Margaret Wallace-Jones

Photo © Mark Pembrey

There has been no life situation where I haven’t been able to read poetry. I find it enormously comforting.

Connect with Margaret

Release date: 5th November 2020
Interviewed by: Clémentine


Margaret Wallace-Jones grew up in Cheshire, in a village with a well stocked library (there even were copies of Spare Rib magazine in the back room).

She studied English literature at Royal Holloway and Bedford New College before moving to London.

She worked at many various jobs (she was very bad at them all) before starting on her bookselling career (and made a success of it).

In 2015 she co-founded – with Tony West – the children’s bookshop The Alligator’s Mouth in Richmond, South West London.

This is where I caught up with Margaret on a cool October night for an interview amidst books. Bliss!

Margaret shares with us how she fell in love with reading thanks to C.S. Lewis’ The Lion, the Witch and the Wardrobe, how her love of poetry anthologies was born with Other Men’s Flowers, her first steps into feminism with Atwood’s Handmaid’s Tale and Angelou’s I Know Why the Caged Bird Sings and how she can identify with Stephen King’s description of childhood places, such as Derry’s bracken in It.

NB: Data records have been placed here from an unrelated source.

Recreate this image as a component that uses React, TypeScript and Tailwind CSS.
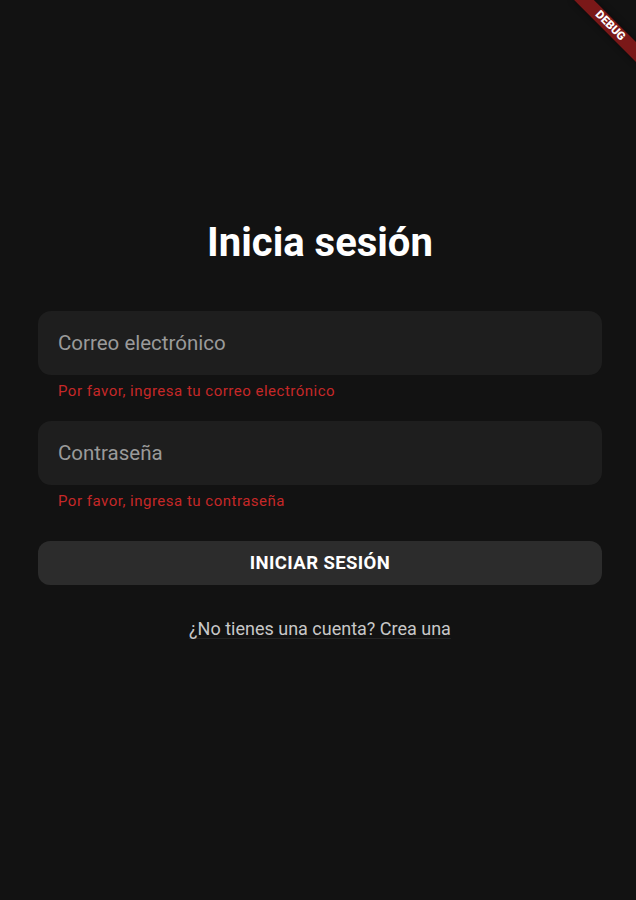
import React, { useState } from 'react';

function DebugBanner() {
  return (
    <div className="pointer-events-none absolute left-[566px] top-[19px] flex h-[14px] w-[88px] rotate-45 items-center justify-center bg-[#b71c1c]/[0.63] shadow-[0_0_6px_rgba(0,0,0,0.5)]">
      <span className="text-[11.5px] font-black leading-none text-white">DEBUG</span>
    </div>
  );
}

interface FieldProps {
  placeholder: string;
  error: string;
  type?: string;
}

function Field({ placeholder, error, type = 'text' }: FieldProps) {
  const [value, setValue] = useState('');
  return (
    <div className="flex flex-col">
      <input
        type={type}
        value={value}
        onChange={(e) => setValue(e.target.value)}
        placeholder={placeholder}
        className="h-[64px] w-full rounded-[13px] bg-[#1e1e1e] px-[20px] text-[20.5px] text-white outline-none placeholder:text-[#9a9a9a]"
      />
      <p className="mt-[6px] pl-[20px] text-[15px] leading-[20px] tracking-[0.5px] text-[#c62828]">{error}</p>
    </div>
  );
}

export default function App() {
  return (
    <div className="relative h-[900px] w-full overflow-hidden bg-[#121212] font-['Roboto',sans-serif]">
      <DebugBanner />
      <div className="flex flex-col pl-[38px] pr-[34px] pt-[223px]">
        <h1 className="text-center text-[40px] font-bold leading-[40px] text-white">Inicia sesión</h1>

        <div className="mt-[48px] flex flex-col gap-[20px]">
          <Field placeholder="Correo electrónico" error="Por favor, ingresa tu correo electrónico" />
          <Field placeholder="Contraseña" error="Por favor, ingresa tu contraseña" type="password" />
        </div>

        <button className="mt-[30px] h-[44px] w-full rounded-[12px] bg-[#2c2c2c] pt-[2px] text-[18.5px] font-bold tracking-[0.4px] text-white">
          INICIAR SESIÓN
        </button>

        <button className="mx-auto mt-[33px] text-[18px] leading-[22px] text-[#c8c8c8] underline decoration-[#242424] underline-offset-[3px]">
          ¿No tienes una cuenta? Crea una
        </button>
      </div>
    </div>
  );
}
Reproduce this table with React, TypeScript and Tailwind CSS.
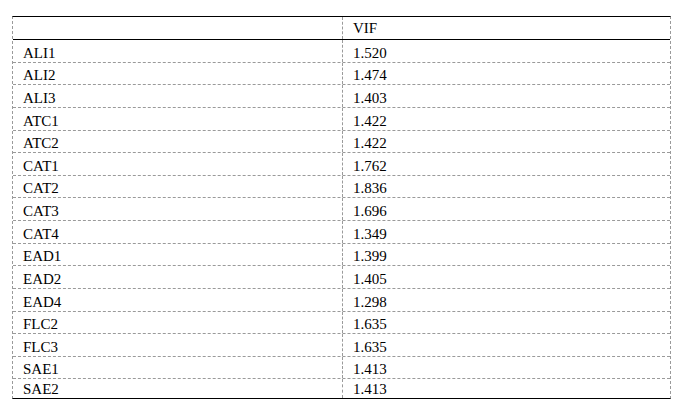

On this podcast Margaret also mentions the following books: Nosy Crow’s two beautiful poetry anthologies curated by Fiona Waters, I Am the Seed that Grew the Tree, illustrated by Frann Preston-Gannon and Tiger, Tiger, Burning Bright! illustrated by Britta Teckentrup, as well as Margaret Atwood’s first novel The Edible Woman and Stephen King’s The Dead Zone

She mentions Keats and Coleridge and the poems ‘Journey of the Magi’ by T.S. Eliot and ‘Romance’ by Robert Louis Stevenson, and last but not least the backroom collection of Spare Rib magazines!